▶ [Data excerpt]:
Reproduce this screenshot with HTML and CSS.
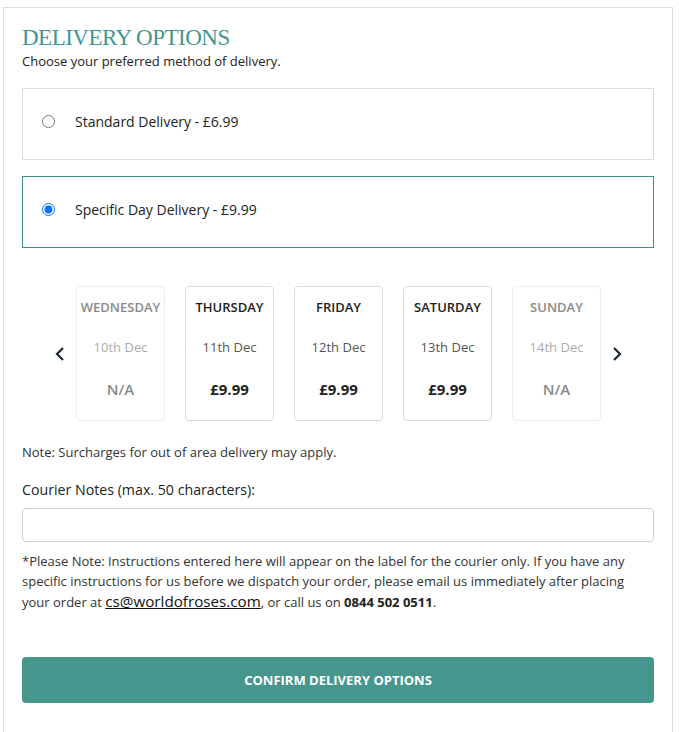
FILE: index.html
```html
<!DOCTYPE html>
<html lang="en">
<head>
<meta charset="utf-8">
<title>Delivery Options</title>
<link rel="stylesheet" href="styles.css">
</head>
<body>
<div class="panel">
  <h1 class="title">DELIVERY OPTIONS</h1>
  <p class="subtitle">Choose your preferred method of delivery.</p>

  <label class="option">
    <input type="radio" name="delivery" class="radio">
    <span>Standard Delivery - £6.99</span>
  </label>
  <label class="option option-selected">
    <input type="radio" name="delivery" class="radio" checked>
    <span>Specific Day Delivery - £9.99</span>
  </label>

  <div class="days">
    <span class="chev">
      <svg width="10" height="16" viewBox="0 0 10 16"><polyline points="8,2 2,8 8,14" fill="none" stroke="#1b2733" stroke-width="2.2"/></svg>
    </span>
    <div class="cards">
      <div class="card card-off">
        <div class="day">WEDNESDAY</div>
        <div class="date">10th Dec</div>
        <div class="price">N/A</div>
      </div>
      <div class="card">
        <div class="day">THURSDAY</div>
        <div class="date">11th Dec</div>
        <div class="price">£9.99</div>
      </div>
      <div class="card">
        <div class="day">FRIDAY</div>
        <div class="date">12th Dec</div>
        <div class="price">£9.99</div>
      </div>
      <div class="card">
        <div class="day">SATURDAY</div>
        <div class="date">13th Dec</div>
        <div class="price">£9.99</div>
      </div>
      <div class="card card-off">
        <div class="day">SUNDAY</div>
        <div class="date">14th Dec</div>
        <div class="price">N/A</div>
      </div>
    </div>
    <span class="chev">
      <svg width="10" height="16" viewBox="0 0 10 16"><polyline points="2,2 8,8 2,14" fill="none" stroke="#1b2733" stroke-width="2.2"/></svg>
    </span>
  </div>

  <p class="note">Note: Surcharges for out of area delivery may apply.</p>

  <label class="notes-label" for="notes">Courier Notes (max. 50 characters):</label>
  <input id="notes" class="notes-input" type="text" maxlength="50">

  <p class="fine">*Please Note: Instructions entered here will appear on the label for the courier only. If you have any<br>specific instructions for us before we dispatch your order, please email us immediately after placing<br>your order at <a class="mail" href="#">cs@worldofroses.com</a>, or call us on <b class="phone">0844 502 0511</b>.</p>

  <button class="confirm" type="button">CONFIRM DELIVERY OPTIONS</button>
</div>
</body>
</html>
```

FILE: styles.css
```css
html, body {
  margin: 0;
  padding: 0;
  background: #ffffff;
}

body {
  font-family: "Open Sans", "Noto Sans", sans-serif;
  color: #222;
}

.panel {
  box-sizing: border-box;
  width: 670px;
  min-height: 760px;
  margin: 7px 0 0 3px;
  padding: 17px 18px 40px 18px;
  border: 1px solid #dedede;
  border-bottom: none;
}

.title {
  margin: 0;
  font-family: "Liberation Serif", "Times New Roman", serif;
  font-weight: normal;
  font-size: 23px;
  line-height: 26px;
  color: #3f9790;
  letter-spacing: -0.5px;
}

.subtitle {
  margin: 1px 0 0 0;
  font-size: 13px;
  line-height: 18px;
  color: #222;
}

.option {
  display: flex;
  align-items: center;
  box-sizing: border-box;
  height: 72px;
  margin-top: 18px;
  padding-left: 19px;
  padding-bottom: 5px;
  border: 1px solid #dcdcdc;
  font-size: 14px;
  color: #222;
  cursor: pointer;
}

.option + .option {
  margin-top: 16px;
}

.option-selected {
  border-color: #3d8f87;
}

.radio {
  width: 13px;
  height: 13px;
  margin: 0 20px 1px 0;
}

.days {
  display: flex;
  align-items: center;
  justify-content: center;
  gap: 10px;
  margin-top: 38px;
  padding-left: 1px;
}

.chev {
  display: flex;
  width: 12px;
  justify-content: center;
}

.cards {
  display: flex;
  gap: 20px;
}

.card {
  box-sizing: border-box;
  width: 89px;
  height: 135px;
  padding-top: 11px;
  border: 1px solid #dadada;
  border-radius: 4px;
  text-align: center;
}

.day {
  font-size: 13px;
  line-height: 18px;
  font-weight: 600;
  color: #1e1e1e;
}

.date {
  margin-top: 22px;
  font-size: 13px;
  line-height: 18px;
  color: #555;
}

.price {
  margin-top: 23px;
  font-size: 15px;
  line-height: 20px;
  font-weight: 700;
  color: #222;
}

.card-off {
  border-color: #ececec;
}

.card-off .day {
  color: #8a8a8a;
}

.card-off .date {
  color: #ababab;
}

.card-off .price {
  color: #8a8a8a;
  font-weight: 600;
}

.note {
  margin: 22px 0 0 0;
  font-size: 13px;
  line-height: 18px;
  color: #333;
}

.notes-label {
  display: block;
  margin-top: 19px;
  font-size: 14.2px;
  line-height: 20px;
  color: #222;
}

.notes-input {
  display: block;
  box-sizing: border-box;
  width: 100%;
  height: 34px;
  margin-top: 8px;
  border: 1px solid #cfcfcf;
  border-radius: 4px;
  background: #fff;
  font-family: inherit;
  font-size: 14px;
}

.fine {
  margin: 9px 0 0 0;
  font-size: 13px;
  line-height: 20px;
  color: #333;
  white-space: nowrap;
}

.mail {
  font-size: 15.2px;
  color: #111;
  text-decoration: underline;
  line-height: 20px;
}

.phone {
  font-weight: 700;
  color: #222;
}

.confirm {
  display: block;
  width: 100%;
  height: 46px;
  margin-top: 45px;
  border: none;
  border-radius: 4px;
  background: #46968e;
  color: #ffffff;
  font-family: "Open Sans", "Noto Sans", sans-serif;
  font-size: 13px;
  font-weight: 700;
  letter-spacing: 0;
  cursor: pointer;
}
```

▶ [Task directions]: Quote every line word for word and keep the images out of the copy.

▶ [Output]:
Reproduce this screenshot with HTML and CSS.
FILE: index.html
```html
<!DOCTYPE html>
<html lang="en">
<head>
<meta charset="utf-8">
<title>Delivery Options</title>
<link rel="stylesheet" href="styles.css">
</head>
<body>
<div class="panel">
  <h1 class="title">DELIVERY OPTIONS</h1>
  <p class="subtitle">Choose your preferred method of delivery.</p>

  <label class="option">
    <input type="radio" name="delivery" class="radio">
    <span>Standard Delivery - £6.99</span>
  </label>
  <label class="option option-selected">
    <input type="radio" name="delivery" class="radio" checked>
    <span>Specific Day Delivery - £9.99</span>
  </label>

  <div class="days">
    <span class="chev">
      <svg width="10" height="16" viewBox="0 0 10 16"><polyline points="8,2 2,8 8,14" fill="none" stroke="#1b2733" stroke-width="2.2"/></svg>
    </span>
    <div class="cards">
      <div class="card card-off">
        <div class="day">WEDNESDAY</div>
        <div class="date">10th Dec</div>
        <div class="price">N/A</div>
      </div>
      <div class="card">
        <div class="day">THURSDAY</div>
        <div class="date">11th Dec</div>
        <div class="price">£9.99</div>
      </div>
      <div class="card">
        <div class="day">FRIDAY</div>
        <div class="date">12th Dec</div>
        <div class="price">£9.99</div>
      </div>
      <div class="card">
        <div class="day">SATURDAY</div>
        <div class="date">13th Dec</div>
        <div class="price">£9.99</div>
      </div>
      <div class="card card-off">
        <div class="day">SUNDAY</div>
        <div class="date">14th Dec</div>
        <div class="price">N/A</div>
      </div>
    </div>
    <span class="chev">
      <svg width="10" height="16" viewBox="0 0 10 16"><polyline points="2,2 8,8 2,14" fill="none" stroke="#1b2733" stroke-width="2.2"/></svg>
    </span>
  </div>

  <p class="note">Note: Surcharges for out of area delivery may apply.</p>

  <label class="notes-label" for="notes">Courier Notes (max. 50 characters):</label>
  <input id="notes" class="notes-input" type="text" maxlength="50">

  <p class="fine">*Please Note: Instructions entered here will appear on the label for the courier only. If you have any<br>specific instructions for us before we dispatch your order, please email us immediately after placing<br>your order at <a class="mail" href="#">cs@worldofroses.com</a>, or call us on <b class="phone">0844 502 0511</b>.</p>

  <button class="confirm" type="button">CONFIRM DELIVERY OPTIONS</button>
</div>
</body>
</html>
```

FILE: styles.css
```css
html, body {
  margin: 0;
  padding: 0;
  background: #ffffff;
}

body {
  font-family: "Open Sans", "Noto Sans", sans-serif;
  color: #222;
}

.panel {
  box-sizing: border-box;
  width: 670px;
  min-height: 760px;
  margin: 7px 0 0 3px;
  padding: 17px 18px 40px 18px;
  border: 1px solid #dedede;
  border-bottom: none;
}

.title {
  margin: 0;
  font-family: "Liberation Serif", "Times New Roman", serif;
  font-weight: normal;
  font-size: 23px;
  line-height: 26px;
  color: #3f9790;
  letter-spacing: -0.5px;
}

.subtitle {
  margin: 1px 0 0 0;
  font-size: 13px;
  line-height: 18px;
  color: #222;
}

.option {
  display: flex;
  align-items: center;
  box-sizing: border-box;
  height: 72px;
  margin-top: 18px;
  padding-left: 19px;
  padding-bottom: 5px;
  border: 1px solid #dcdcdc;
  font-size: 14px;
  color: #222;
  cursor: pointer;
}

.option + .option {
  margin-top: 16px;
}

.option-selected {
  border-color: #3d8f87;
}

.radio {
  width: 13px;
  height: 13px;
  margin: 0 20px 1px 0;
}

.days {
  display: flex;
  align-items: center;
  justify-content: center;
  gap: 10px;
  margin-top: 38px;
  padding-left: 1px;
}

.chev {
  display: flex;
  width: 12px;
  justify-content: center;
}

.cards {
  display: flex;
  gap: 20px;
}

.card {
  box-sizing: border-box;
  width: 89px;
  height: 135px;
  padding-top: 11px;
  border: 1px solid #dadada;
  border-radius: 4px;
  text-align: center;
}

.day {
  font-size: 13px;
  line-height: 18px;
  font-weight: 600;
  color: #1e1e1e;
}

.date {
  margin-top: 22px;
  font-size: 13px;
  line-height: 18px;
  color: #555;
}

.price {
  margin-top: 23px;
  font-size: 15px;
  line-height: 20px;
  font-weight: 700;
  color: #222;
}

.card-off {
  border-color: #ececec;
}

.card-off .day {
  color: #8a8a8a;
}

.card-off .date {
  color: #ababab;
}

.card-off .price {
  color: #8a8a8a;
  font-weight: 600;
}

.note {
  margin: 22px 0 0 0;
  font-size: 13px;
  line-height: 18px;
  color: #333;
}

.notes-label {
  display: block;
  margin-top: 19px;
  font-size: 14.2px;
  line-height: 20px;
  color: #222;
}

.notes-input {
  display: block;
  box-sizing: border-box;
  width: 100%;
  height: 34px;
  margin-top: 8px;
  border: 1px solid #cfcfcf;
  border-radius: 4px;
  background: #fff;
  font-family: inherit;
  font-size: 14px;
}

.fine {
  margin: 9px 0 0 0;
  font-size: 13px;
  line-height: 20px;
  color: #333;
  white-space: nowrap;
}

.mail {
  font-size: 15.2px;
  color: #111;
  text-decoration: underline;
  line-height: 20px;
}

.phone {
  font-weight: 700;
  color: #222;
}

.confirm {
  display: block;
  width: 100%;
  height: 46px;
  margin-top: 45px;
  border: none;
  border-radius: 4px;
  background: #46968e;
  color: #ffffff;
  font-family: "Open Sans", "Noto Sans", sans-serif;
  font-size: 13px;
  font-weight: 700;
  letter-spacing: 0;
  cursor: pointer;
}
```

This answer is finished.